---------- Given material

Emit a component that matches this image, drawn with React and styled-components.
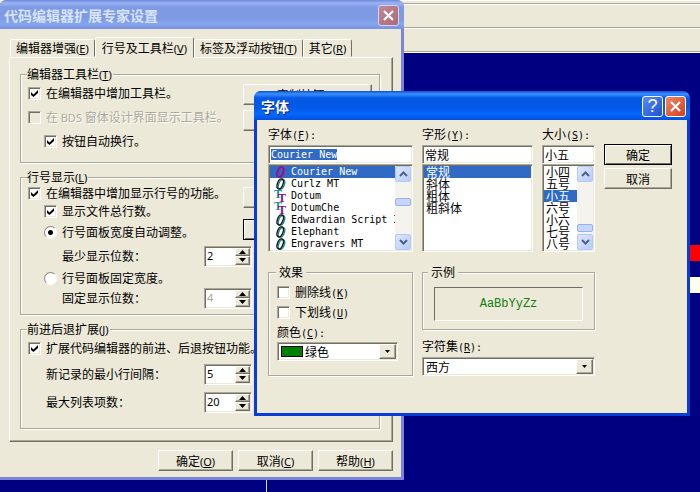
import React, { useEffect, useRef, useState } from "react";
import styled, { createGlobalStyle, css } from "styled-components";

const fonts = [
  { name: "Courier New", type: "O" },
  { name: "Curlz MT", type: "O" },
  { name: "Dotum", type: "T" },
  { name: "DotumChe", type: "T" },
  { name: "Edwardian Script I", type: "O" },
  { name: "Elephant", type: "O" },
  { name: "Engravers MT", type: "O" },
];
const styles = ["常规", "斜体", "粗体", "粗斜体"];
const sizes = ["小四", "五号", "小五", "六号", "小六", "七号", "八号"];
const tabs = [
  ["编辑器增强", "E"],
  ["行号及工具栏", "V"],
  ["标签及浮动按钮", "T"],
  ["其它", "R"],
];

// caption followed by its underlined access key
function Caption({ text, hot }) {
  return (
    <span>
      {text}
      <Latin>
        (<u>{hot}</u>)
      </Latin>
    </span>
  );
}

function MonoCaption({ text, hot, colon }) {
  return (
    <span>
      {text}
      <Mono>
        (<u>{hot}</u>){colon && ":"}
      </Mono>
    </span>
  );
}

function Check({ indent, disabled, checked, children }) {
  return (
    <CheckLabel $indent={indent} $disabled={disabled}>
      <CheckBox type="checkbox" defaultChecked={checked} disabled={disabled} />
      <span>{children}</span>
    </CheckLabel>
  );
}

function Spin({ id, label, value, indent, disabled }) {
  return (
    <>
      <SpinLabel htmlFor={id} $indent={indent}>
        {label}
      </SpinLabel>
      <SpinBox>
        <SpinInput id={id} defaultValue={value} disabled={disabled} />
        <SpinButtons>
          <SpinButton type="button" aria-label="增加">
            <svg width="7" height="4">
              <path d="M0 4L3.5 0L7 4Z" />
            </svg>
          </SpinButton>
          <SpinButton type="button" aria-label="减少">
            <svg width="7" height="4">
              <path d="M0 0L3.5 4L7 0Z" />
            </svg>
          </SpinButton>
        </SpinButtons>
      </SpinBox>
    </>
  );
}

function FontIcon({ type, active }) {
  const main = type === "T" || active ? "#84108c" : "#101818";
  return (
    <FontSvg width="13" height="12" viewBox="0 0 13 12" aria-hidden="true">
      {type === "T" ? (
        <g fontFamily="Liberation Serif" fontWeight="bold" fontSize="12">
          <text x="0" y="8" fill="#189090">
            T
          </text>
          <text x="4" y="12" fill={main}>
            T
          </text>
        </g>
      ) : (
        <g fill="none" transform="rotate(20 6.5 6)">
          <ellipse cx="7.6" cy="6" rx="2.8" ry="5.2" stroke={active ? "#a02890" : "#208888"} strokeWidth="1.3" />
          <ellipse cx="6.2" cy="6" rx="2.8" ry="5.2" stroke={main} strokeWidth="1.4" />
        </g>
      )}
    </FontSvg>
  );
}

function Scroll({ before, after }) {
  return (
    <ScrollTrack>
      <ScrollButton type="button" aria-label="向上">
        <svg width="9" height="6">
          <path d="M1 5L4.5 1.5L8 5" />
        </svg>
      </ScrollButton>
      <Spacer $grow={before} />
      <Thumb />
      <Spacer $grow={after} />
      <ScrollButton type="button" aria-label="向下">
        <svg width="9" height="6">
          <path d="M1 1L4.5 4.5L8 1" />
        </svg>
      </ScrollButton>
    </ScrollTrack>
  );
}

function Combo({ id, value, swatch }) {
  return (
    <ComboBox>
      {swatch && <Swatch />}
      <select id={id} defaultValue={value}>
        <option>{value}</option>
      </select>
      <ComboArrow aria-hidden="true">
        <svg width="5" height="3">
          <path d="M0 0H5L2.5 3Z" />
        </svg>
      </ComboArrow>
    </ComboBox>
  );
}

const Cross = () => (
  <svg width="13" height="13" viewBox="0 0 13 13">
    <path d="M2 2L11 11M11 2L2 11" stroke="#fff" strokeWidth="2.2" />
  </svg>
);

function OptionsDialog() {
  const [tab, setTab] = useState(1);

  return (
    <OptionsWindow>
      <TitleBar $inactive>
        <h1>代码编辑器扩展专家设置</h1>
        <TitleButton type="button" aria-label="关闭" $kind="faded">
          <Cross />
        </TitleButton>
      </TitleBar>
      <OptionsBody>
        <Tabs role="tablist">
          {tabs.map(([text, hot], i) => (
            <Tab key={hot} type="button" role="tab" aria-selected={i === tab} $active={i === tab} onClick={() => setTab(i)}>
              <Caption text={text} hot={hot} />
            </Tab>
          ))}
        </Tabs>
        <Panel>
          <Group $bottom={9}>
            <legend>
              <Caption text="编辑器工具栏" hot="T" />
            </legend>
            <Split>
              <div>
                <Row>
                  <Check checked>在编辑器中增加工具栏。</Check>
                </Row>
                <Row>
                  <Check disabled>
                    在 <Latin>BDS</Latin> 窗体设计界面显示工具栏。
                  </Check>
                </Row>
                <Row>
                  <Check checked indent={16}>
                    按钮自动换行。
                  </Check>
                </Row>
              </div>
              <SideButtons $gap={5}>
                <Button type="button">
                  <Caption text="定制按钮" hot="A" />
                </Button>
                <Button type="button" aria-label="按钮" />
              </SideButtons>
            </Split>
          </Group>
          <Group $bottom={6}>
            <legend>
              <Caption text="行号显示" hot="L" />
            </legend>
            <Split>
              <div>
                <Row $size="small">
                  <Check checked>在编辑器中增加显示行号的功能。</Check>
                </Row>
                <Row $size="small">
                  <Check checked indent={16}>
                    显示文件总行数。
                  </Check>
                </Row>
                <Row>
                  <CheckLabel $indent={16}>
                    <Radio type="radio" name="width" defaultChecked />
                    <span>行号面板宽度自动调整。</span>
                  </CheckLabel>
                </Row>
              </div>
              <SideButtons $gap={11}>
                <Button type="button" aria-label="字体" />
                <Button type="button" aria-label="颜色" $default />
              </SideButtons>
            </Split>
            <Row>
              <Spin id="min" label="最少显示位数：" value="2" indent={34} />
            </Row>
            <Row $size="medium">
              <CheckLabel $indent={16}>
                <Radio type="radio" name="width" />
                <span>行号面板固定宽度。</span>
              </CheckLabel>
            </Row>
            <Row $size="medium">
              <Spin id="fixed" label="固定显示位数：" value="4" indent={34} disabled />
            </Row>
          </Group>
          <Group $bottom={12}>
            <legend>
              <Caption text="前进后退扩展" hot="J" />
            </legend>
            <Row>
              <Check checked>扩展代码编辑器的前进、后退按钮功能。</Check>
            </Row>
            <Row $size="large">
              <Spin id="gap" label="新记录的最小行间隔：" value="5" indent={18} />
            </Row>
            <Row $size="large">
              <Spin id="max" label="最大列表项数：" value="20" indent={18} />
            </Row>
          </Group>
        </Panel>
        <Footer>
          <Button type="button">
            <Caption text="确定" hot="O" />
          </Button>
          <Button type="button">
            <Caption text="取消" hot="C" />
          </Button>
          <Button type="button">
            <Caption text="帮助" hot="H" />
          </Button>
        </Footer>
      </OptionsBody>
    </OptionsWindow>
  );
}

function FontDialog() {
  const nameRef = useRef(null);

  useEffect(() => {
    nameRef.current.focus();
    nameRef.current.select();
  }, []);

  return (
    <FontWindow>
      <TitleBar>
        <h1>字体</h1>
        <TitleButton type="button" aria-label="帮助" $kind="help">
          ?
        </TitleButton>
        <TitleButton type="button" aria-label="关闭" $kind="close">
          <Cross />
        </TitleButton>
      </TitleBar>
      <FontBody>
        <Column>
          <FieldLabel htmlFor="font">
            <MonoCaption text="字体" hot="F" colon />
          </FieldLabel>
          <TextBox id="font" ref={nameRef} defaultValue="Courier New" $mono />
          <ListBox>
            <ul role="listbox" aria-label="字体">
              {fonts.map((f, i) => (
                <Item key={f.name} role="option" aria-selected={i === 0} $active={i === 0} $icon>
                  <FontIcon type={f.type} active={i === 0} />
                  <Mono>{f.name}</Mono>
                </Item>
              ))}
            </ul>
            <Scroll before={16} after={28} />
          </ListBox>
        </Column>
        <Column>
          <FieldLabel htmlFor="style">
            <MonoCaption text="字形" hot="Y" colon />
          </FieldLabel>
          <TextBox id="style" defaultValue="常规" />
          <ListBox>
            <ul role="listbox" aria-label="字形">
              {styles.map((s, i) => (
                <Item key={s} role="option" aria-selected={i === 0} $active={i === 0}>
                  {s}
                </Item>
              ))}
            </ul>
          </ListBox>
        </Column>
        <Column>
          <FieldLabel htmlFor="size">
            <MonoCaption text="大小" hot="S" colon />
          </FieldLabel>
          <TextBox id="size" defaultValue="小五" />
          <ListBox>
            <ul role="listbox" aria-label="大小">
              {sizes.map((s, i) => (
                <Item key={s} role="option" aria-selected={i === 2} $active={i === 2}>
                  {s}
                </Item>
              ))}
            </ul>
            <Scroll before={38} after={2} />
          </ListBox>
        </Column>
        <Actions>
          <Button type="submit" $default>
            确定
          </Button>
          <Button type="button">取消</Button>
        </Actions>
        <Effects>
          <legend>效果</legend>
          <Row $size="medium">
            <Check>
              <MonoCaption text="删除线" hot="K" />
            </Check>
          </Row>
          <Row $size="medium">
            <Check>
              <MonoCaption text="下划线" hot="U" />
            </Check>
          </Row>
          <Row $size="medium">
            <label htmlFor="color">
              <MonoCaption text="颜色" hot="C" colon />
            </label>
          </Row>
          <Combo id="color" value="绿色" swatch />
        </Effects>
        <SampleColumn>
          <Sample>
            <legend>示例</legend>
            <SampleText>AaBbYyZz</SampleText>
          </Sample>
          <div>
            <FieldLabel htmlFor="charset">
              <MonoCaption text="字符集" hot="R" colon />
            </FieldLabel>
            <Combo id="charset" value="西方" />
          </div>
        </SampleColumn>
      </FontBody>
    </FontWindow>
  );
}

function App() {
  return (
    <Desktop>
      <GlobalStyle />
      <ToolStrip $height={4} />
      <ToolStrip $height={24} />
      <ToolStrip $height={24} />
      <Editor>
        <Gutter />
        <Code>
          <CodeLine $color="#ff0000" />
          <CodeLine $color="#fffff0" />
        </Code>
      </Editor>
      <OptionsDialog />
      <FontDialog />
    </Desktop>
  );
}

export default App;

const GlobalStyle = createGlobalStyle`
  * {
    box-sizing: border-box;
  }
  body {
    margin: 0;
    font: 12px/14px "Noto Sans CJK SC", sans-serif;
    color: #000;
  }
  button, input, select {
    font: inherit;
    color: inherit;
    margin: 0;
    padding: 0;
    border: 0;
    border-radius: 0;
    outline: none;
  }
  button {
    display: flex;
    align-items: center;
    justify-content: center;
    white-space: nowrap;
  }
  ul, h1 {
    margin: 0;
    padding: 0;
    list-style: none;
  }
  svg {
    display: block;
    flex: none;
  }
`;

const Latin = styled.span`
  font-family: "Noto Sans", sans-serif;
  font-size: 11px;
  line-height: 12px;
`;

const Mono = styled.span`
  font-family: "DejaVu Sans Mono", monospace;
  font-size: 10px;
  line-height: 12px;
`;

const FontSvg = styled.svg`
  overflow: visible;
`;

const sunken = css`
  border: 1px solid;
  border-color: #aca899 #fff #fff #aca899;
  box-shadow: inset 1px 1px 0 #716f64, inset -1px -1px 0 #ece9d8;
`;

const raised = css`
  background: #ece9d8;
  border: 1px solid;
  border-color: #fff #716f64 #716f64 #fff;
  box-shadow: inset -1px -1px 0 #aca899;
`;

const Desktop = styled.main`
  position: relative;
  display: flex;
  flex-direction: column;
  min-height: 100vh;
  overflow: hidden;
  background: #000080;
`;

const ToolStrip = styled.div`
  height: ${(props) => props.$height}px;
  background: #ece9d8;
  border-top: 1px solid #fff;
  border-bottom: 1px solid #aca899;
`;

const Editor = styled.div`
  flex: 1;
  display: flex;
  border-top: 1px solid #fff;
`;

const Gutter = styled.div`
  width: 267px;
  border-right: 1px solid #d8d8d8;
`;

const Code = styled.div`
  flex: 1;
  display: flex;
  flex-direction: column;
  gap: 16px;
  padding-top: 192px;
`;

const CodeLine = styled.div`
  height: 16px;
  background: ${(props) => props.$color};
`;

const OptionsWindow = styled.section`
  position: absolute;
  top: 0;
  left: 0;
  width: 404px;
  padding: 0 3px 3px 0;
  background: #7b84d6;
  border-radius: 6px 7px 0 0;
`;

const FontWindow = styled.form`
  position: absolute;
  top: 91px;
  left: 254px;
  width: 436px;
  padding: 0 3px 3px;
  background: #0a3cd8;
  border-radius: 7px 7px 0 0;
  overflow: hidden;
`;

const TitleBar = styled.header`
  display: flex;
  align-items: center;
  gap: 2px;
  height: 29px;
  margin: ${(props) => (props.$inactive ? "0 -3px 0 0" : "0 -3px")};
  padding: ${(props) => (props.$inactive ? "1px 5px 0 4px" : "1px 4px 0 7px")};
  border-radius: 6px 7px 0 0;
  color: ${(props) => (props.$inactive ? "#d8e4f8" : "#fff")};
  background: ${(props) =>
    props.$inactive
      ? "linear-gradient(#7088dc 0, #9ab4f4 3px, #7e9be4 7px, #7d9ae3 18px, #86a6ee 24px, #7b90e0 29px)"
      : "linear-gradient(#0a50d8 0, #3a90ff 3px, #0458e6 7px, #0458e6 16px, #0468fc 23px, #0450dc 29px)"};
  h1 {
    flex: 1;
    font-size: 14px;
    line-height: 20px;
    font-weight: bold;
    text-shadow: ${(props) => (props.$inactive ? "none" : "1px 1px 0 #0a2a80")};
  }
`;

const titleColors = {
  faded: "linear-gradient(135deg, #c08898, #b06878)",
  help: "linear-gradient(135deg, #5c8cf4, #1c50d0)",
  close: "linear-gradient(135deg, #f08868, #d04018)",
};

const TitleButton = styled.button`
  width: 21px;
  height: 21px;
  border: 1px solid ${(props) => (props.$kind === "faded" ? "#d0d8f8" : "#fff")};
  border-radius: 3px;
  background: ${(props) => titleColors[props.$kind]};
  color: #fff;
  font: 18px/18px "Liberation Sans", sans-serif;
`;

const OptionsBody = styled.div`
  padding: 8px 8px 6px 9px;
  background: #ece9d8;
`;

const Tabs = styled.div`
  display: flex;
  align-items: flex-end;
  height: 20px;
  padding-left: 1px;
`;

const Tab = styled.button`
  height: ${(props) => (props.$active ? 21 : 18)}px;
  padding: 0 ${(props) => (props.$active ? 6 : 5)}px;
  background: #ece9d8;
  border: 1px solid;
  border-color: #fff #716f64 transparent #fff;
  border-radius: 2px 2px 0 0;
  margin-bottom: ${(props) => (props.$active ? -1 : 0)}px;
`;

const Panel = styled.div`
  display: flex;
  flex-direction: column;
  gap: 7px;
  padding: 9px 12px 12px 10px;
  ${raised}
`;

const Group = styled.fieldset`
  min-width: 0;
  margin: 0;
  padding: 0 7px ${(props) => props.$bottom}px;
  border: 1px solid #aca899;
  box-shadow: 1px 1px 0 #fff, inset 1px 1px 0 #fff;
  legend {
    height: 14px;
    padding: 0 1px 0 0;
    margin-left: -1px;
    background: #ece9d8;
  }
`;

const Split = styled.div`
  display: flex;
  justify-content: space-between;
`;

const SideButtons = styled.div`
  display: flex;
  flex-direction: column;
  gap: ${(props) => props.$gap}px;
  width: 129px;
  padding-top: 3px;
`;

const rowHeights = { small: 18, medium: 20, large: 28 };

const Row = styled.div`
  display: flex;
  align-items: center;
  height: ${(props) => rowHeights[props.$size] || 24}px;
`;

const CheckLabel = styled.label`
  display: flex;
  align-items: center;
  gap: 5px;
  padding-left: ${(props) => props.$indent || 0}px;
  white-space: nowrap;
  color: ${(props) => (props.$disabled ? "#aca899" : "#000")};
  text-shadow: ${(props) => (props.$disabled ? "1px 1px 0 #fff" : "none")};
`;

const CheckBox = styled.input`
  appearance: none;
  flex: none;
  width: 13px;
  height: 13px;
  background: #fff;
  ${sunken}
  &:checked {
    background: #fff
      url("data:image/svg+xml,%3Csvg xmlns='http://www.w3.org/2000/svg' width='7' height='7'%3E%3Cpath d='M0 2L2.5 4.5L7 0V3L2.5 7L0 5Z'/%3E%3C/svg%3E")
      center no-repeat;
  }
  &:disabled {
    background-color: #ece9d8;
  }
`;

const Radio = styled.input`
  appearance: none;
  flex: none;
  width: 13px;
  height: 13px;
  border: 1px solid;
  border-color: #8c887c #fff #fff #8c887c;
  border-radius: 50%;
  background: #fff;
  &:checked {
    background: radial-gradient(circle, #000 2px, #fff 3px);
  }
`;

const SpinLabel = styled.label`
  width: 176px;
  padding-left: ${(props) => props.$indent}px;
`;

const SpinBox = styled.div`
  display: flex;
  width: 48px;
  height: 21px;
  padding: 1px;
  background: #fff;
  ${sunken}
`;

const SpinInput = styled.input`
  flex: 1;
  min-width: 0;
  padding-left: 1px;
  background: #fff;
  font: 11px/14px "Noto Sans", sans-serif;
  &:disabled {
    color: #aca899;
  }
`;

const SpinButtons = styled.div`
  display: flex;
  flex-direction: column;
  width: 15px;
`;

const SpinButton = styled.button`
  flex: 1;
  ${raised}
`;

const Button = styled.button`
  height: 21px;
  ${raised}
  ${(props) =>
    props.$default &&
    css`
      border-color: #000;
      box-shadow: inset 1px 1px 0 #fff, inset -1px -1px 0 #716f64;
    `}
`;

const Footer = styled.footer`
  display: flex;
  justify-content: flex-end;
  gap: 5px;
  margin-top: 8px;
  ${Button} {
    width: 75px;
  }
`;

const FontBody = styled.div`
  display: grid;
  grid-template-columns: 145px 111px 53px 68px;
  column-gap: 9px;
  row-gap: 13px;
  padding: 7px 11px 37px;
  background: #ece9d8;
`;

const Column = styled.div`
  min-width: 0;
`;

const FieldLabel = styled.label`
  display: block;
  height: 14px;
  margin-bottom: 4px;
  white-space: nowrap;
`;

const TextBox = styled.input`
  display: block;
  width: 100%;
  height: 19px;
  padding: 0 2px;
  background: #fff;
  ${sunken}
  ${(props) => props.$mono && `font: 10px/14px "DejaVu Sans Mono", monospace;`}
  &::selection {
    background: #316ac5;
    color: #fff;
  }
`;

const ListBox = styled.div`
  display: flex;
  height: 88px;
  padding: 1px;
  background: #fff;
  ${sunken}
  ul {
    flex: 1;
    min-width: 0;
    overflow: hidden;
  }
`;

const Item = styled.li`
  display: flex;
  align-items: center;
  gap: 4px;
  height: 12px;
  padding-left: ${(props) => (props.$icon ? 4 : 2)}px;
  line-height: 12px;
  white-space: nowrap;
  color: ${(props) => (props.$active ? "#fff" : "#000")};
  background: ${(props) => (props.$active ? "#316ac5" : "transparent")};
`;

const ScrollTrack = styled.div`
  display: flex;
  flex-direction: column;
  width: 16px;
  background: #f4f3ee;
`;

const ScrollButton = styled.button`
  height: 16px;
  border: 1px solid #b4c8f6;
  border-radius: 2px;
  background: linear-gradient(135deg, #dce6fe, #b8ccfa);
  path {
    fill: none;
    stroke: #4d6185;
    stroke-width: 2;
  }
`;

const Spacer = styled.div`
  flex: ${(props) => props.$grow};
`;

const Thumb = styled.div`
  height: 8px;
  border: 1px solid #98b0ee;
  border-radius: 2px;
  background: #c6d6fc;
`;

const Actions = styled.div`
  display: flex;
  flex-direction: column;
  gap: 3px;
  padding-top: 17px;
`;

const Effects = styled(Group)`
  padding: 3px 14px 11px 8px;
  legend {
    padding: 0 3px;
  }
`;

const SampleColumn = styled.div`
  grid-column: span 2;
  display: flex;
  flex-direction: column;
  gap: 9px;
`;

const Sample = styled(Group)`
  padding: 8px 11px;
  legend {
    margin-left: -6px;
    padding: 0 3px;
  }
`;

const SampleText = styled.div`
  display: flex;
  align-items: center;
  justify-content: center;
  height: 34px;
  border: 1px solid;
  border-color: #716f64 #fff #fff #716f64;
  color: #108010;
  font: 12px/14px "Liberation Mono", monospace;
`;

const ComboBox = styled.div`
  display: flex;
  align-items: center;
  height: 19px;
  padding: 1px;
  background: #fff;
  ${sunken}
  select {
    appearance: none;
    flex: 1;
    min-width: 0;
    padding-left: 2px;
    background: transparent;
  }
`;

const Swatch = styled.span`
  width: 22px;
  height: 11px;
  margin-left: 2px;
  border: 1px solid #000;
  background: #008000;
`;

const ComboArrow = styled.span`
  display: flex;
  align-items: center;
  justify-content: center;
  width: 17px;
  height: 15px;
  ${raised}
`;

--------------------

=== Directions for this task ===
Pick each line holding the word "React" out of the listing.

=== Task solution ===
Emit a component that matches this image, drawn with React and styled-components.
import React, { useEffect, useRef, useState } from "react";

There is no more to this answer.